As a fan of golf, it has occurred to me that I've never heard Tiger Woods complain about a golf course or the playing conditions. Whether it's a links style, old style, straight style, or target style course, he always says the same thing - "I love this type of course. It's gonna be a good test and I'm looking forward to the challenge."

So, you can either complain about the course and watch Tiger Woods raise yet another trophy or you can embrace the course, welcome the challenge to learn the skills required to navigate it, and one day watch Tiger Woods (or someone else) buy your novel in your local bookstore.

Easy choice for me.

13 comments:

Janet Rubin said...

really good analogy, DJ!

Dayle James Arceneaux said...

Thanks, JL.

Todd said...

You know it pains me to admit it, but you are absolutely right.

One of the most effective ways to become good at something is to pick up on not only the methods, but also the habits, and the attitudes of those who have excelled at it.

Yes, there are times when breaking the rules can produce amazingly good results. But even then, that breakage must be done carefully and set within the framework of an otherwise solidly built, technically sound structure.

Nicole said...

It's not the "rules" per se I object to. It's the dogmatic statements that often accompany them. Any writer who wants to excel has to learn the craft. No brainer. And if a writer objects to that, then he doesn't value writing.

Neither do I object to the rights of publishing houses to state their "rules" or standards for getting a book through their system.

I would guess that after Tiger learned the skills, he incorporated what works best for him to excel and win. If someone came along and told him, "You can't swing the club like that", how do you think he would respond?

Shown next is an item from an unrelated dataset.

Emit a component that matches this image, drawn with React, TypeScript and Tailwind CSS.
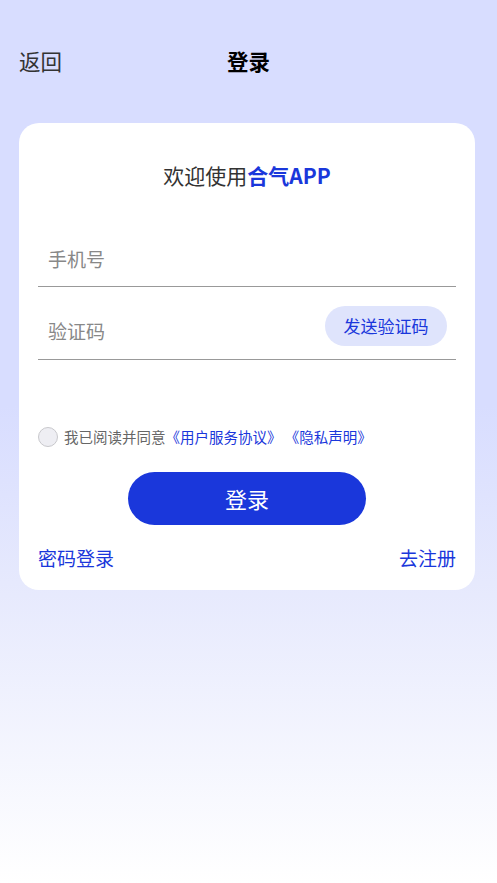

Granted you can affirm that Tiger has proven his prowess at the sport and now anyone would be a fool to challenge anything he does with a club.

If you look at the statistics of how many novels are "successful" compared to how many novels are published, you could argue that somehow the decisions made for what is being published doesn't dictate "success".

Sorry to get so long here, Dayle, but . . . you know me on this subject.

Nicole said...

" . . . don't dictate . . ." not doesn't. Good grief. Learn the rules. :)

Dayle James Arceneaux said...

Actually, Nicole, I agree with you. There's nothing wrong with thoughtful examination of the abuses of position or personalities involved in the processes or the arbitrary application of standards.

Personally, I love to debate and discuss such things.

But I'm speaking more of attitude. The dismissing of the guidelines before one has taken the time to examine them fully within the context of the industry. Something I know you haven't done. In fact, I think you understand them better than I.

I'm speaking of that beginner attitude I've heard so much about. The attitude of the new writer who says "They don't know what they're talking about. I'm not changing a word of my story. It's great the way it is. If they can't see that, then they're passing up on a bestseller."

Now let's say said writer is correct - he still won't get published with that attitude.

Nicole said...

Excellent point, Dayle, and thank you for your kindness. If a writer breaks the rules without understanding them, all that shows up is his ignorance.

Kay said...

Kinda like the poor off key people on American Idol who insist they can sing, no matter what the experts say.

I do admit I struggle with this because I don't like being told how to do anything. But I do struggle. I know the sense of following sound advise, it just goes against my nature.

Also, I have a problem as a reader with how formulaic so many books seem these days. I would love to read some rule breakers! But a person can't break the rules successfully without first knowing how to follow them, I think.

Mark H. said...

Great analogy, Dayle.

donna fleisher said...

Well said, sir! : )

Dayle James Arceneaux said...

Wanna read a rule breaker, Kay? Try Peace Like a River. It breaks them all.

Thanks, Mark and Donna.

Janet Rubin said...

Jesus was a rule breaker. Not a law breaker. A rule breaker. There's a difference, right?

Kay said...

I've heard of that one, Dayle. I'll have to read it.
I'm reading a rule breaker now - omnicient narrative- the narrator is an angel, addresses the reader, skips from past to future to present in one paragraph, italics, etc, etc.
It's called The Messenger of Magnolia Street by River Jordan. It's a Christian themed book, published through the general market.